For one of the main sheets, one of the maps will show a choropleth themed map that will show voting margin differences between the Democratic Party and the Republican Party. Polygon shapes are needed, which can be done by going to the drop-down menu in Marks and selecting Map. Next, the sheet will need to identify the difference between states that were Democrat vs. Republican. A variable ‘PartyWin’ was created for this and dragged under marks, and colours were changed to represent each party.

The final step requires creating ranges based on the data. Ranges cannot be created manually and require either some programming logic and/or the use of bins. Bins were created by right-clicking a variable ‘VictoryMargin (%)’. The size of each bin is essentially a pre-determined interval (20 was chosen). VictoryMargin(%) was dragged under Marks in order to get a red/blue separation from the colours from Party Win. The Colors were edited under VictoryMargin to get appropriate light/darker hues for each colour. The specific bins were also appropriately labelled based on 20 point intervals.

*Screenshot of Party Win, Victory Margin choropleth map in Tableau Worksheet view*

The screenshot shows that you can hover over the states and retrieve information on Party Win, the percentage of Democrat and Republican votes that year, as well as the Victory Margin. The top-left corner also has Year in the Pages area, which also for a time-series view for each page that contains Year.

Vote Size Dot Symbol Map

While margin of victory in each state illustrates the degree on if the state voted Democrat or Republican, we know that the total number of Democrat and Republican not equal when comparing voting populations across different states. Florida, for example has 9,420,039 total votes casted and had a 1.2% victory margin for the Republicans in 2016. Contrast that with District of Columbia in the same year, which had 311,268 total votes, but with a 86.8% victory margin for Democrats. For the next map, dot symbols are used to determine the vote size (based on the variable Total State Votes) for each state.

The same longitude and latitude generated map will be used from the choropleth map, only this time the dots and the surrounding Open Street basemap are kept intact. A similar approach is taken from the choropleth map using Party Win to differentiate between Republican and Democrat states. The Total State Votes variable is dragged into the size area under Marks to create different dots sizes based on the numbers here.

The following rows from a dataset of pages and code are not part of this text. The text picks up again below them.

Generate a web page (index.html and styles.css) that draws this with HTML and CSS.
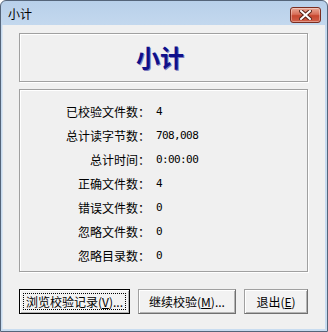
FILE: index.html
```html
<!DOCTYPE html>
<html lang="zh-CN">

<head>
    <meta charset="UTF-8">
    <title>小计</title>
    <link rel="stylesheet" href="styles.css">
</head>

<body>

    <div class="window">
        <div class="titlebar">
            <span class="title">小计</span>
            <button class="close" type="button">
                <svg width="13" height="10" viewBox="0 0 13 10">
                    <path d="M2 1 L11 9 M11 1 L2 9" stroke="#5a2418" stroke-width="4" stroke-linecap="square" />
                    <path d="M2 1 L11 9 M11 1 L2 9" stroke="#ffffff" stroke-width="2" stroke-linecap="square" />
                </svg>
            </button>
        </div>

        <div class="client">
            <div class="panel heading">小计</div>

            <div class="panel stats">
                <div class="row"><span class="label">已校验文件数：</span><span class="value">4</span></div>
                <div class="row"><span class="label">总计读字节数：</span><span class="value">708,008</span></div>
                <div class="row"><span class="label">总计时间：</span><span class="value">0:00:00</span></div>
                <div class="row"><span class="label">正确文件数：</span><span class="value">4</span></div>
                <div class="row"><span class="label">错误文件数：</span><span class="value">0</span></div>
                <div class="row"><span class="label">忽略文件数：</span><span class="value">0</span></div>
                <div class="row"><span class="label">忽略目录数：</span><span class="value">0</span></div>
            </div>

            <div class="actions">
                <button class="btn default" type="button"><span class="focus">浏览校验记录(<u>V</u>)...</span></button>
                <button class="btn second" type="button">继续校验(<u>M</u>)...</button>
                <button class="btn third" type="button">退出(<u>E</u>)</button>
            </div>
        </div>
    </div>

</body>

</html>
```

FILE: styles.css
```css
body {
    margin: 0;
    font-family: "Noto Sans CJK SC", "Liberation Sans", sans-serif;
    font-size: 12px;
    background-color: #ffffff;
}

.window {
    width: 328px;
    height: 332px;
    box-sizing: border-box;
    border: 1px solid #55657a;
    border-radius: 6px 6px 0 0;
    background: linear-gradient(#b8d0ea, #c6daef 30px, #c8dcf0);
    padding: 0 2px 2px 1px;
    display: flex;
    flex-direction: column;
}

.titlebar {
    height: 24px;
    display: flex;
    align-items: center;
    justify-content: space-between;
    padding: 0 4px 0 6px;
}

.title {
    color: #000000;
    font-size: 12px;
    line-height: 14px;
    margin-top: 1px;
}

.close {
    width: 31px;
    height: 16px;
    margin-top: 3px;
    padding: 0;
    border: 1px solid #7a2d20;
    border-radius: 3px;
    background: linear-gradient(#e9a997, #d9705a 45%, #c7472f 55%, #d0604a);
    box-shadow: inset 0 0 0 1px rgba(255, 255, 255, 0.35);
    display: flex;
    align-items: center;
    justify-content: center;
}

.client {
    flex: 1;
    background-color: #f0f0f0;
    border-left: 1px solid #dbe6f2;
    padding: 8px 0 0 16px;
}

.panel {
    width: 289px;
    box-sizing: border-box;
    border: 1px solid #a0a0a0;
    box-shadow: 1px 1px 0 #ffffff, inset 1px 1px 0 #ffffff;
}

.heading {
    height: 49px;
    line-height: 46px;
    text-align: center;
    font-size: 24px;
    font-weight: bold;
    color: #10108a;
    padding-right: 7px;
    text-shadow: 1px 1px 0 #7d7dbd;
}

.stats {
    height: 183px;
    margin-top: 7px;
    padding-top: 9px;
}

.row {
    display: flex;
    height: 24px;
    align-items: center;
}

.label {
    width: 130px;
    text-align: right;
    color: #000000;
}

.value {
    margin-left: 6px;
    font-family: "DejaVu Sans Mono", monospace;
    font-size: 11px;
    letter-spacing: -0.6px;
    color: #000000;
}

.actions {
    display: flex;
    gap: 8px;
    margin-top: 17px;
}

.btn {
    height: 25px;
    padding: 0;
    font-family: "Noto Sans CJK SC", "Liberation Sans", sans-serif;
    font-size: 12px;
    color: #000000;
    background-color: #f2f2f2;
    border: 1px solid #707070;
    border-top-color: #a0a0a0;
    border-left-color: #a0a0a0;
    box-shadow: inset 1px 1px 0 #ffffff, inset -1px -1px 0 #b4b4b4;
    white-space: nowrap;
}

.btn u {
    text-underline-offset: 1px;
}

.default {
    width: 111px;
    border: 1px solid #000000;
    padding: 3px;
}

.focus {
    display: block;
    border: 1px dotted #000000;
    line-height: 15px;
}

.second {
    width: 98px;
}

.third {
    width: 64px;
}
```
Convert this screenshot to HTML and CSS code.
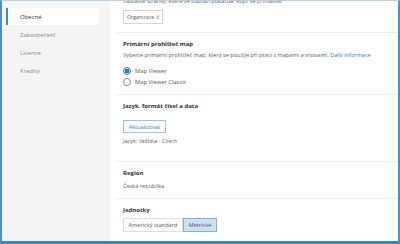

Bins were created once again – this time with an interval break of 2.5 million votes per state. Ideally, there would be customized breaks as many states fall into the lower end of total votes such as District of Columbia. Once the labelled bins are edited, additional information for State, Total Democrat Votes and Total Democrat Votes were entered to view in the Tooltip.

*Screenshot of Dot Symbol map based on Number of State Votes in Tableau Worksheet view*

Electoral College Seats Bar

American politics has the phrase of “270 To Win“, based on needing 270 electoral seats as of 2020 to win enough seats for the presidency. As recently as 2016, the Democratic candidate Hillary Clinton won the popular vote over the Republican candidate Donald Trump. However, Trump won the majority of electoral seats and presidency based on winning votes in states with a greater total number of seats.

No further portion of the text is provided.